▶ **Goal**:
Set down each line of the data below exactly as it stands, dropping the pictures.

■ ■ ■ ■ ■ ■ ■

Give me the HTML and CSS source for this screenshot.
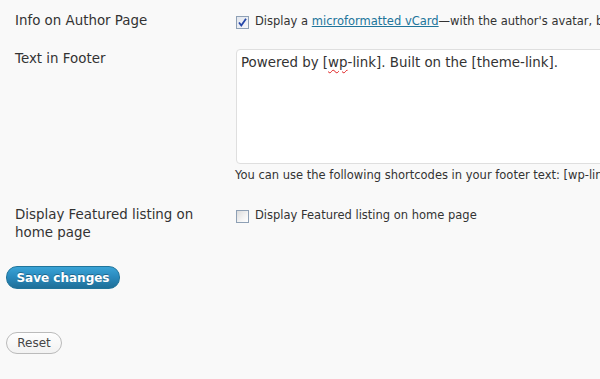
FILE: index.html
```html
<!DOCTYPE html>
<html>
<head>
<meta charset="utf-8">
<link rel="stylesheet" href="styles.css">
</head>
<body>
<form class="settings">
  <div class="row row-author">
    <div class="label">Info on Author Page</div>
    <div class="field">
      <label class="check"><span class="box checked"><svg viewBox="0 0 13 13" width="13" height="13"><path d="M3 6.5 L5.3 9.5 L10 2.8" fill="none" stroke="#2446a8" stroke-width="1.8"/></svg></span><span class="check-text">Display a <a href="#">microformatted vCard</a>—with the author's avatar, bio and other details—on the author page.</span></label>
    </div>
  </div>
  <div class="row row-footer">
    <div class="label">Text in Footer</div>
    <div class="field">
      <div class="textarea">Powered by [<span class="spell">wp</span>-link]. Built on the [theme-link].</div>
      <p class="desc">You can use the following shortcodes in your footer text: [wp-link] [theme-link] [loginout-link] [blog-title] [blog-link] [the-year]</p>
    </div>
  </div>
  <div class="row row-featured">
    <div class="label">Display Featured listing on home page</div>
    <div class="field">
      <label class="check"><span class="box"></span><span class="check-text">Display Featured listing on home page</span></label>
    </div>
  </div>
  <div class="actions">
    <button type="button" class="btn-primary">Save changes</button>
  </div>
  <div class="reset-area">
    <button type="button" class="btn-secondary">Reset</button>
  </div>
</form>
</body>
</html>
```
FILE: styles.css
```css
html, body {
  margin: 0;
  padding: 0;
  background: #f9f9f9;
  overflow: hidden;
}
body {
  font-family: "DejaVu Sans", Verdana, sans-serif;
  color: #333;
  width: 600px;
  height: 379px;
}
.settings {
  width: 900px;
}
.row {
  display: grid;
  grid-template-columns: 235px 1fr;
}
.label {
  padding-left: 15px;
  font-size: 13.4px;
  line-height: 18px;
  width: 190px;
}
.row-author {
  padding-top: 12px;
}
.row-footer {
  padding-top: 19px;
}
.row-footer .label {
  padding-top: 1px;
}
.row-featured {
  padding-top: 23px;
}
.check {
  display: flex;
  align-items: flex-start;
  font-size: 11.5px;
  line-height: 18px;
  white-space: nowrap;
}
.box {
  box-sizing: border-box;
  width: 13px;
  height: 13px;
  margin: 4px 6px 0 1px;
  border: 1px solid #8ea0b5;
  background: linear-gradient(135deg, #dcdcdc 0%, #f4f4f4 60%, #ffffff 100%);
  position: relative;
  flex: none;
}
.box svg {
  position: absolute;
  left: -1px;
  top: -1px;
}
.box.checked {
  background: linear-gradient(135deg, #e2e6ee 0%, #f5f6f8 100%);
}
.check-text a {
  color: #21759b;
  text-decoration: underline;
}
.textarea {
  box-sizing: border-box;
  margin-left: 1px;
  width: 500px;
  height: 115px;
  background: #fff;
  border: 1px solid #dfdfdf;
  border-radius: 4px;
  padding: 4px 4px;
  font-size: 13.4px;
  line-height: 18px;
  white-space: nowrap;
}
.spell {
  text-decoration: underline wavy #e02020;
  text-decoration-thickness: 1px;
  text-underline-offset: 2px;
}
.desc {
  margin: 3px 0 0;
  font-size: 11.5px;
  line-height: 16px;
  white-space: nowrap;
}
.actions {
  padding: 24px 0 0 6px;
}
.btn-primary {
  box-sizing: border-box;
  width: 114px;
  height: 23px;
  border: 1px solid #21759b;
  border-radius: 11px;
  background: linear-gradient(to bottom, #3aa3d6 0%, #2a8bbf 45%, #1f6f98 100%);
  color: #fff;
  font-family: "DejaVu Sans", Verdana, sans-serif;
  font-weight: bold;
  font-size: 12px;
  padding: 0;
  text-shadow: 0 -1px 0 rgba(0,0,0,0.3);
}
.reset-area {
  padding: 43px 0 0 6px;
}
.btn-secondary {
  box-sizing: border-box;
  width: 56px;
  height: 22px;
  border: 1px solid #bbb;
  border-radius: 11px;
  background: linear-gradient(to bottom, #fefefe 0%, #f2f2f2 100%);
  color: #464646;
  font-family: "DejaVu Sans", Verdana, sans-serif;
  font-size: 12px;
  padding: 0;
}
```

■ ■ ■ ■ ■ ■ ■

▶ **Task result**:
Give me the HTML and CSS source for this screenshot.
FILE: index.html
```html
<!DOCTYPE html>
<html>
<head>
<meta charset="utf-8">
<link rel="stylesheet" href="styles.css">
</head>
<body>
<form class="settings">
  <div class="row row-author">
    <div class="label">Info on Author Page</div>
    <div class="field">
      <label class="check"><span class="box checked"><svg viewBox="0 0 13 13" width="13" height="13"><path d="M3 6.5 L5.3 9.5 L10 2.8" fill="none" stroke="#2446a8" stroke-width="1.8"/></svg></span><span class="check-text">Display a <a href="#">microformatted vCard</a>—with the author's avatar, bio and other details—on the author page.</span></label>
    </div>
  </div>
  <div class="row row-footer">
    <div class="label">Text in Footer</div>
    <div class="field">
      <div class="textarea">Powered by [<span class="spell">wp</span>-link]. Built on the [theme-link].</div>
      <p class="desc">You can use the following shortcodes in your footer text: [wp-link] [theme-link] [loginout-link] [blog-title] [blog-link] [the-year]</p>
    </div>
  </div>
  <div class="row row-featured">
    <div class="label">Display Featured listing on home page</div>
    <div class="field">
      <label class="check"><span class="box"></span><span class="check-text">Display Featured listing on home page</span></label>
    </div>
  </div>
  <div class="actions">
    <button type="button" class="btn-primary">Save changes</button>
  </div>
  <div class="reset-area">
    <button type="button" class="btn-secondary">Reset</button>
  </div>
</form>
</body>
</html>
```
FILE: styles.css
```css
html, body {
  margin: 0;
  padding: 0;
  background: #f9f9f9;
  overflow: hidden;
}
body {
  font-family: "DejaVu Sans", Verdana, sans-serif;
  color: #333;
  width: 600px;
  height: 379px;
}
.settings {
  width: 900px;
}
.row {
  display: grid;
  grid-template-columns: 235px 1fr;
}
.label {
  padding-left: 15px;
  font-size: 13.4px;
  line-height: 18px;
  width: 190px;
}
.row-author {
  padding-top: 12px;
}
.row-footer {
  padding-top: 19px;
}
.row-footer .label {
  padding-top: 1px;
}
.row-featured {
  padding-top: 23px;
}
.check {
  display: flex;
  align-items: flex-start;
  font-size: 11.5px;
  line-height: 18px;
  white-space: nowrap;
}
.box {
  box-sizing: border-box;
  width: 13px;
  height: 13px;
  margin: 4px 6px 0 1px;
  border: 1px solid #8ea0b5;
  background: linear-gradient(135deg, #dcdcdc 0%, #f4f4f4 60%, #ffffff 100%);
  position: relative;
  flex: none;
}
.box svg {
  position: absolute;
  left: -1px;
  top: -1px;
}
.box.checked {
  background: linear-gradient(135deg, #e2e6ee 0%, #f5f6f8 100%);
}
.check-text a {
  color: #21759b;
  text-decoration: underline;
}
.textarea {
  box-sizing: border-box;
  margin-left: 1px;
  width: 500px;
  height: 115px;
  background: #fff;
  border: 1px solid #dfdfdf;
  border-radius: 4px;
  padding: 4px 4px;
  font-size: 13.4px;
  line-height: 18px;
  white-space: nowrap;
}
.spell {
  text-decoration: underline wavy #e02020;
  text-decoration-thickness: 1px;
  text-underline-offset: 2px;
}
.desc {
  margin: 3px 0 0;
  font-size: 11.5px;
  line-height: 16px;
  white-space: nowrap;
}
.actions {
  padding: 24px 0 0 6px;
}
.btn-primary {
  box-sizing: border-box;
  width: 114px;
  height: 23px;
  border: 1px solid #21759b;
  border-radius: 11px;
  background: linear-gradient(to bottom, #3aa3d6 0%, #2a8bbf 45%, #1f6f98 100%);
  color: #fff;
  font-family: "DejaVu Sans", Verdana, sans-serif;
  font-weight: bold;
  font-size: 12px;
  padding: 0;
  text-shadow: 0 -1px 0 rgba(0,0,0,0.3);
}
.reset-area {
  padding: 43px 0 0 6px;
}
.btn-secondary {
  box-sizing: border-box;
  width: 56px;
  height: 22px;
  border: 1px solid #bbb;
  border-radius: 11px;
  background: linear-gradient(to bottom, #fefefe 0%, #f2f2f2 100%);
  color: #464646;
  font-family: "DejaVu Sans", Verdana, sans-serif;
  font-size: 12px;
  padding: 0;
}
```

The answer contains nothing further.